Epigallocatechin-3-gallate potently inhibits the in vitro activity of hydroxy-3-methyl-glutaryl-CoA reductase

Abstract

Hydroxy-3-methyl-glutaryl-CoA reductase (HMGR) is the rate-controlling enzyme of cholesterol synthesis, and owing to its biological and pharmacological relevance, researchers have investigated several compounds capable of modulating its activity with the hope of developing new hypocholesterolemic drugs. In particular, polyphenol-rich extracts were extensively tested for their cholesterol-lowering effect as alternatives, or adjuvants, to the conventional statin therapies, but a full understanding of the mechanism of their action has yet to be reached. Our work reports on a detailed kinetic and equilibrium study on the modulation of HMGR by the most-abundant catechin in green tea, epigallocatechin-3-gallate (EGCG).
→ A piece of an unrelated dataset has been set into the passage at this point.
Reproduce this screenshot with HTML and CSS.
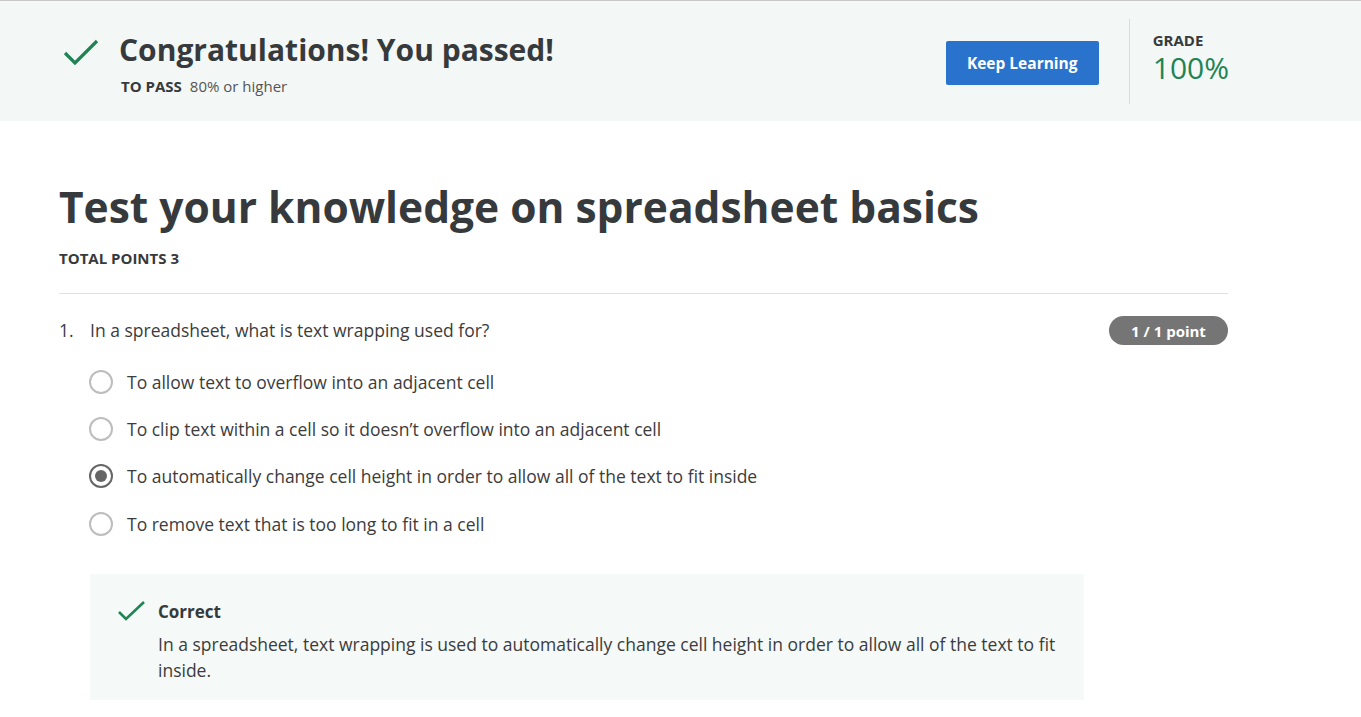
FILE: index.html
```html
<!DOCTYPE html>
<html lang="en">
<head>
<meta charset="utf-8">
<title>Quiz result</title>
<link rel="stylesheet" href="styles.css">
</head>
<body>
<header class="banner">
  <div class="banner-inner">
    <div class="banner-left">
      <svg class="banner-check" width="40" height="30" viewBox="0 0 40 30"><path d="M6 14 L16 24 L38 2" fill="none" stroke="#1f8354" stroke-width="3.2"/></svg>
      <div class="banner-text">
        <h1 class="banner-title">Congratulations! You passed!</h1>
        <div class="banner-sub"><span class="label">TO PASS</span><span class="val">80% or higher</span></div>
      </div>
    </div>
    <div class="banner-right">
      <button class="btn">Keep Learning</button>
      <div class="vdivider"></div>
      <div class="grade">
        <div class="label">GRADE</div>
        <div class="grade-val">100%</div>
      </div>
    </div>
  </div>
</header>
<main class="main">
  <h2 class="quiz-title">Test your knowledge on spreadsheet basics</h2>
  <div class="total">TOTAL POINTS 3</div>
  <hr class="rule">
  <section class="question">
    <div class="q-head">
      <div class="q-text"><span class="q-num">1.</span><span>In a spreadsheet, what is text wrapping used for?</span></div>
      <div class="badge">1 / 1 point</div>
    </div>
    <ul class="options">
      <li class="option"><span class="radio"></span><span>To allow text to overflow into an adjacent cell</span></li>
      <li class="option"><span class="radio"></span><span>To clip text within a cell so it doesn’t overflow into an adjacent cell</span></li>
      <li class="option"><span class="radio checked"></span><span>To automatically change cell height in order to allow all of the text to fit inside</span></li>
      <li class="option"><span class="radio"></span><span>To remove text that is too long to fit in a cell</span></li>
    </ul>
    <div class="feedback">
      <svg class="fb-check" width="30" height="22" viewBox="0 0 30 22"><path d="M3 11 L10 18 L28 1" fill="none" stroke="#1f8354" stroke-width="2.6"/></svg>
      <div class="fb-body">
        <div class="fb-title">Correct</div>
        <div class="fb-text">In a spreadsheet, text wrapping is used to automatically change cell height in order to allow all of the text to fit inside.</div>
      </div>
    </div>
  </section>
</main>
</body>
</html>
```
FILE: styles.css
```css
* { box-sizing: border-box; }
html, body { margin: 0; padding: 0; }
body {
  font-family: "Open Sans", "Liberation Sans", sans-serif;
  color: #373a3c;
  background: #fff;
  border-top: 1px solid #c9c9c9;
}
.banner {
  background: #f3f8f7;
  height: 120px;
}
.banner-inner {
  display: flex;
  justify-content: space-between;
  padding: 0 0 0 59px;
  width: 1229px;
  height: 100%;
}
.banner-left {
  display: flex;
  align-items: flex-start;
  padding-top: 29px;
}
.banner-check { margin-top: 9px; width: 40px; flex: none; }
.banner-text { margin-left: 20px; }
.banner-title {
  margin: 0;
  font-size: 30px;
  font-weight: 700;
  line-height: 40px;
}
.banner-sub { margin-top: 6px; font-size: 15px; line-height: 20px; padding-left: 2px; }
.label { font-weight: 700; font-size: 15px; }
.banner-sub .val { margin-left: 8px; color: #555; }
.banner-right {
  display: flex;
  align-items: flex-start;
}
.btn {
  margin-top: 40px;
  width: 153px;
  height: 44px;
  background: #2a73cc;
  color: #fff;
  border: none;
  border-radius: 2px;
  font-family: inherit;
  font-size: 15.5px;
  font-weight: 700;
}
.vdivider {
  margin: 18px 0 0 30px;
  width: 1px;
  height: 85px;
  background: #dcdcdc;
}
.grade { margin: 29px 0 0 23px; }
.grade .label { line-height: 20px; display: block; }
.grade-val {
  color: #1f8354;
  font-size: 30px;
  line-height: 34px;
  margin-top: 1px;
}
.main { padding: 0 0 0 59px; width: 1228px; }
.quiz-title {
  margin: 58px 0 0;
  font-size: 42.5px;
  font-weight: 700;
  line-height: 56px;
}
.total {
  margin-top: 13px;
  font-size: 15px;
  font-weight: 700;
  line-height: 20px;
}
.rule {
  margin: 25px 0 0;
  border: none;
  border-top: 1px solid #e1e1e1;
}
.question { padding-top: 23px; }
.q-head { display: flex; justify-content: space-between; align-items: flex-start; }
.q-text { font-size: 17.5px; line-height: 26px; color: #3c3c3c; }
.q-num { display: inline-block; width: 31px; }
.badge {
  margin-top: -1px;
  background: #757575;
  color: #fff;
  font-size: 15px;
  font-weight: 700;
  height: 29px;
  width: 119px;
  border-radius: 15px;
  display: flex;
  align-items: center;
  justify-content: center;
}
.options { list-style: none; margin: 13px 0 0; padding: 0 0 0 30px; }
.option {
  display: flex;
  align-items: center;
  height: 47.3px;
  font-size: 17.5px;
  color: #3c3c3c;
}
.radio {
  width: 24px;
  height: 24px;
  border-radius: 50%;
  border: 2px solid #bdbdbd;
  margin-right: 14px;
  flex: none;
  display: flex;
  align-items: center;
  justify-content: center;
}
.radio.checked { border-color: #666; }
.radio.checked::after {
  content: "";
  width: 12px;
  height: 12px;
  border-radius: 50%;
  background: #666;
}
.feedback {
  margin: 27px 0 0 31px;
  width: 994px;
  background: #f5f9f8;
  display: flex;
  padding: 25px 28px 17px 26px;
}
.fb-check { flex: none; margin-top: 2px; }
.fb-body { margin-left: 12px; }
.fb-title { font-size: 17px; font-weight: 700; line-height: 26px; }
.fb-text { margin-top: 6px; font-size: 17.5px; line-height: 26px; color: #3c3c3c; }
```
Using a concerted approach involving spectrophotometric, optical biosensor, and chromatographic analyses, molecular docking, and site-directed mutagenesis on the cofactor site of HMGR, we have demonstrated that EGCG potently inhibits the in vitro activity of HMGR (K(i) in the nanomolar range) by competitively binding to the cofactor site of the reductase. Finally, we evaluated the effect of combined EGCG-statin administration.

Fig.1.

Schematic representation of the mechanism of synergistic inhibition of HMGR (M) by EGCG (Y) and pravastatin (X). The phenomenological description of the multiple equilibria consists of the formation of two complexes (MX and MY) upon binding of the statin at the substrate site and of EGCG at the cofactor site, both with the ability of binding to the other ligand in a ternary complex (MXY).

Fig.2.

Molecular docking of EGCG in the NADPH binding site of HMG-CoA reductase (A: surface representation; B: cartoon and stick representation with h-bonds formed) and the same representation of the complex NADPH/reductase (C, D). Reductase chain A and chain B are colored in yellow and light blue, respectively.

Fig.3.

Inhibition of human HMG-CoA activity by EGCG. HMG-CoA reductase residual activities versus tea catechin concentration measured at four different NADPH concentrations: the curves and related standard deviations are global fits of the data to equations 3 and 4 and yield the derivation of the apparent equilibrium dissociation constant (K_d,app) at different cofactor concentrations. Moreover, Marquardt-Levenberg nonlinear least squares fitting procedure is used to obtain the equilibrium dissociation constant K_d of the complex HMG-CoA/EGCG. ▴: 30 µM NADPH(A); ■: 90 µM NADPH(B); ¨: 150 µM NADPH(C); •: 270 µM NADPH(D). E: Linear fit to equation 4 of K_d,app values calculated for the EGCG-HMGR interaction versus cofactor concentrations. F: Time courses for the inhibition of HMGR activity by EGCG at different preincubation periods.

Fig.4.

Enzyme kinetic constants for the inhibition of HMGR by EGCG. The dependences of V_max, K_m, K_cat, and K_cat/K_m from EGCG concentrations were fitted to the proper equations for a competitive inhibition model.

Fig.5.

Overlay of association and dissociation kinetics of soluble EGCG to CMD-bound HMG-CoA reductase (A); dependence of the extent of binding on ligand concentration. Nonlinear fit (solid line) and 95% confidence-bound (dashed lines) are reported. Each experimental point was the average of five replicates (B).

Fig.6.

Chromatographic analysis of HMGR modulation by EGCG. The superimposition of elution profiles of the species involved in the equilibrium (CoA:mevalonate stoichiometric ratio = 1:1) at different EGCG concentrations is presented. Peak area corresponding to CoA produced in the enzyme-free assay was each time subtracted from corresponding peaks in each sample (A). Residual activity plots of both bacterial expressed (■) and microsomal liver HMGR (¨), and HMGR mutant (▴) measured monitoring CoA/mevalonate production (B). Raw data were fitted to equation 3.

Fig.7.

Residual activity plot of HMGR in the presence of EGCG (■), pravastatin (▴), and pravastatin and EGCG (•). Raw data for the HMGR inhibition by pravastatin in the presence of EGCG were fitted to equation 7.